3. En deuxième lieu, aux termes de l'article 26 de la loi du 11 janvier 1984 portant dispositions statutaires relatives à la fonction publique de l'Etat : " En vue de favoriser la promotion interne, les statuts particuliers fixent une proportion de postes susceptibles d'être proposés au personnel appartenant déjà à l'administration ou à une organisation internationale intergouvernementale, non seulement par voie de concours (...), mais aussi par la nomination de fonctionnaires ou de fonctionnaires internationaux suivant l'une des modalités ci-après : (...) / 2° Liste d'aptitude établie par appréciation de la valeur professionnelle et des acquis de l'expérience professionnelle des agents (...) ". Aux termes de l'article 38-4 du décret du 14 avril 2006 portant statut particulier des corps du personnel de surveillance de l'administration pénitentiaire : " Les membres du corps des chefs des services pénitentiaires sont recrutés dans le grade de classe normale : (...) / 3° Dans la limite de 5 % des emplois à pourvoir par voie d'inscription sur une liste d'aptitude, parmi les commandants pénitentiaires justifiant au 1er janvier de l'année d'établissement de la liste d'aptitude de vingt ans au moins de services effectifs au sein de l'administration pénitentiaire, dont deux ans au moins en qualité de commandant pénitentiaire. / Les nominations sont prononcées après inscription sur une liste d'aptitude établie par ordre de mérite par le garde des sceaux, ministre de la justice. / Les emplois offerts au titre du 3° qui n'auraient pas été pourvus sont ouverts au titre du 2° ". Aux termes de l'article 39 du décret du 9 octobre 2019 modifiant le décret du 14 avril 2006 portant statut particulier des corps du personnel de surveillance de l'administration pénitentiaire : " Pour la constitution initiale du corps, il n'est pas tenu compte, jusqu'au 31 décembre 2023, des proportions indiquées par l'article 38-4 du même décret pour les différentes voies de recrutement des chefs des services pénitentiaires. / Le nombre d'emplois pourvus par ces différentes voies est fixé, chaque année, par un arrêté conjoint du garde des sceaux, ministre de la justice, et des ministres chargés de la fonction publique et du budget ".

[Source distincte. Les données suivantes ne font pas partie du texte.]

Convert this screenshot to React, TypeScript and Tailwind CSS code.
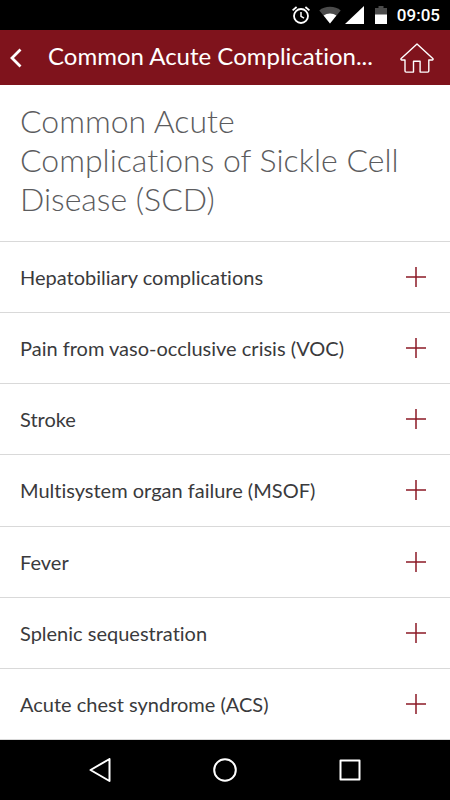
import { useState } from "react";

const COMPLICATIONS = [
  "Hepatobiliary complications",
  "Pain from vaso-occlusive crisis (VOC)",
  "Stroke",
  "Multisystem organ failure (MSOF)",
  "Fever",
  "Splenic sequestration",
  "Acute chest syndrome (ACS)",
];

function StatusBar() {
  return (
    <div className="flex h-[30px] items-center justify-end bg-black pr-2.5 text-white">
      <svg width="20" height="20" viewBox="0 0 20 20" fill="none" stroke="currentColor">
        <circle cx="10" cy="11" r="7" strokeWidth="1.8" />
        <path d="M10 7v4.3l3 1.8" strokeWidth="1.5" />
        <path d="M1.6 5.4 5.6 2M18.4 5.4 14.4 2" strokeWidth="1.8" />
      </svg>
      <svg className="ml-2" width="22" height="18" viewBox="0 0 22 18">
        <path d="M11 17.5 0.3 4.4C3 2.2 6.8.8 11 .8s8 1.4 10.7 3.6z" fill="#4b4b4b" />
        <path d="M11 17.5 4.6 9.6C6.4 8.1 8.6 7.4 11 7.4s4.6.7 6.4 2.2z" fill="currentColor" />
      </svg>
      <svg className="ml-1" width="20" height="18" viewBox="0 0 20 18">
        <path d="M19 0v18H0z" fill="currentColor" />
      </svg>
      <svg className="ml-2.5" width="12" height="18" viewBox="0 0 12 18">
        <path d="M3.5 0h5v2H12v7H0V2h3.5z" fill="#4b4b4b" />
        <path d="M0 8.5h12V18H0z" fill="currentColor" />
      </svg>
      <span className="ml-2.5 font-[Roboto,sans-serif] text-[17px] leading-5 font-medium">09:05</span>
    </div>
  );
}

function AppBar() {
  return (
    <header className="flex h-[55px] items-center bg-[#7f131c] pr-4 pl-2.5 text-white">
      <button type="button" aria-label="Back" className="flex w-[38px] shrink-0">
        <svg width="12" height="20" viewBox="0 0 12 20" fill="none" stroke="currentColor" strokeWidth="2.8">
          <path d="M10.5 1.5 2 10l8.5 8.5" />
        </svg>
      </button>
      <div className="min-w-0 flex-1 truncate pb-1 text-2xl leading-7">Common Acute Complication...</div>
      <button type="button" aria-label="Home" className="shrink-0">
        <svg width="34" height="30" viewBox="0 0 34 30" fill="none" stroke="currentColor" strokeWidth="1.4" strokeLinejoin="round">
          <path d="M17 .9 1.2 15.5c-.6.6-.2 1.5.6 1.5H5v11c0 .8.3 1.1 1.1 1.1h7.4V18.3h6.6v10.8h7.6c.8 0 1.1-.3 1.1-1.1V17h3.4c.8 0 1.2-.9.6-1.5z" />
        </svg>
      </button>
    </header>
  );
}

function ComplicationRow({ label }: { label: string }) {
  const [open, setOpen] = useState(false);

  return (
    <li className="flex min-h-[71px] flex-1 border-b border-[#d9d9d9]">
      <button
        type="button"
        aria-expanded={open}
        onClick={() => setOpen(!open)}
        className="flex flex-1 items-center justify-between pr-6 pl-5 text-left text-[20px] leading-6 text-[#3a3a3c]"
      >
        {label}
        <svg className="shrink-0 text-[#8c1a26]" width="20" height="20" viewBox="0 0 20 20" stroke="currentColor" strokeWidth="1.5">
          <path d={open ? "M0 10h20" : "M0 10h20M10 0v20"} />
        </svg>
      </button>
    </li>
  );
}

function NavBar() {
  return (
    <nav className="flex h-[60px] items-center justify-center gap-[101px] bg-black text-white">
      <button type="button" aria-label="Back">
        <svg width="24" height="24" viewBox="0 0 24 24" fill="none" stroke="currentColor" strokeWidth="2" strokeLinejoin="round">
          <path d="M21.5 1v22L2.500 12z" />
        </svg>
      </button>
      <button type="button" aria-label="Home">
        <svg width="24" height="24" viewBox="0 0 24 24" fill="none" stroke="currentColor" strokeWidth="2">
          <circle cx="12" cy="12" r="10.8" />
        </svg>
      </button>
      <button type="button" aria-label="Recent apps">
        <svg width="24" height="24" viewBox="0 0 24 24" fill="none" stroke="currentColor" strokeWidth="2" strokeLinejoin="round">
          <path d="M2.5 2.5h19v19h-19z" />
        </svg>
      </button>
    </nav>
  );
}

export default function App() {
  return (
    <div className="flex min-h-screen flex-col bg-white font-[Lato,sans-serif] [font-variant-ligatures:none]">
      <StatusBar />
      <AppBar />
      <main className="flex flex-1 flex-col">
        <h1 className="border-b border-[#d9d9d9] px-5 pt-4 pb-[23px] text-[32px] leading-[39px] font-light text-[#5c5c5e]">
          Common Acute Complications of Sickle Cell Disease (SCD)
        </h1>
        <ul className="flex flex-1 flex-col">
          {COMPLICATIONS.map((label) => (
            <ComplicationRow key={label} label={label} />
          ))}
        </ul>
      </main>
      <NavBar />
    </div>
  );
}
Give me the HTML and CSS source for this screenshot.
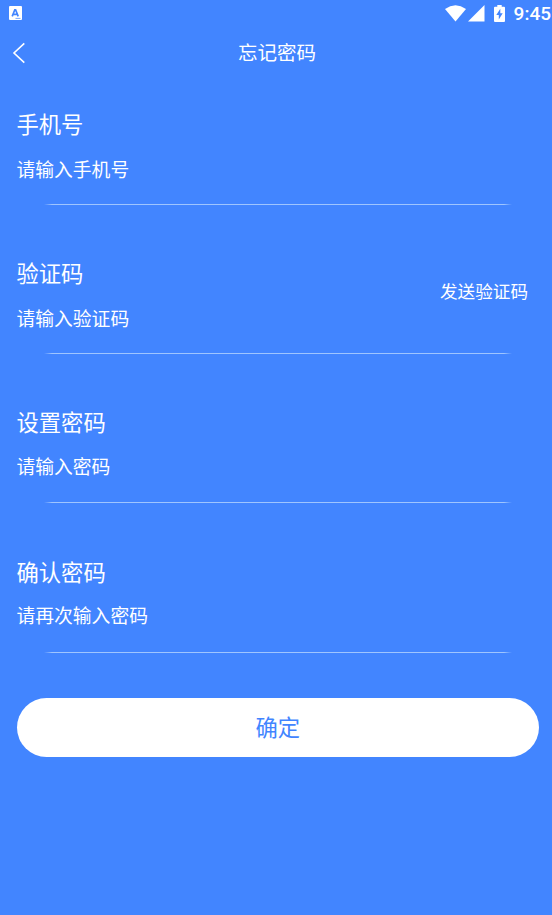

4. D'une part, M. B... ne peut utilement se prévaloir de ce qu'il remplissait les conditions d'ancienneté requises dès lors que sa non-inscription a été décidée pour un motif autre.
5. D'autre part, il ressort des pièces du dossier, notamment du mémoire de non proposition d'inscription de M. B... sur la liste d'aptitude pour l'accès au corps des chefs des services pénitentiaires et du rapport de l'inspection générale de la justice sur le fonctionnement de la maison d'arrêt de Niort établi en novembre 2020, que M. B... a connu d'importantes difficultés dans ses fonctions de chef d'établissement des maisons d'arrêt de La-Roche-sur-Yon et de Niort, qui mettent en cause son aptitude au commandement. S'il ressort du rapport d'inspection que ces difficultés ne sont pas imputables au seul
M. B..., les documents déjà mentionnés font état de défaillances de management de sa part se traduisant par la remise en cause de son autorité, de compétences insuffisantes, d'un manque de réactivité, du non-respect de certaines dispositions réglementaires et d'une absence de remise en question, sans que soient en cause les faits mentionnés par le courrier adressé le 21 avril 2020 par le directeur interrégional des services pénitentiaires de Bordeaux à la garde des sceaux, ministre de la justice. Il ressort en outre du rapport d'inspection que M. B... a eu une attitude inappropriée à l'égard de plusieurs femmes en fonction dans le service, cette attitude étant corroborée par des témoignages variés. Enfin, les circonstances que
M. B... a suivi des formations et a mené à bien plusieurs réalisations au cours de sa carrière, a reçu un témoignage de satisfaction en 2013 et que des qualités professionnelles, notamment relationnelles, lui sont reconnues ne sont pas de nature à contredire l'existence de ces difficultés dans l'exercice de ses fonctions de commandement et dans son attitude avec le personnel féminin. Dans ces conditions, le moyen tiré de ce que les décisions contestées seraient entachées d'erreur manifeste d'appréciation doit être écarté.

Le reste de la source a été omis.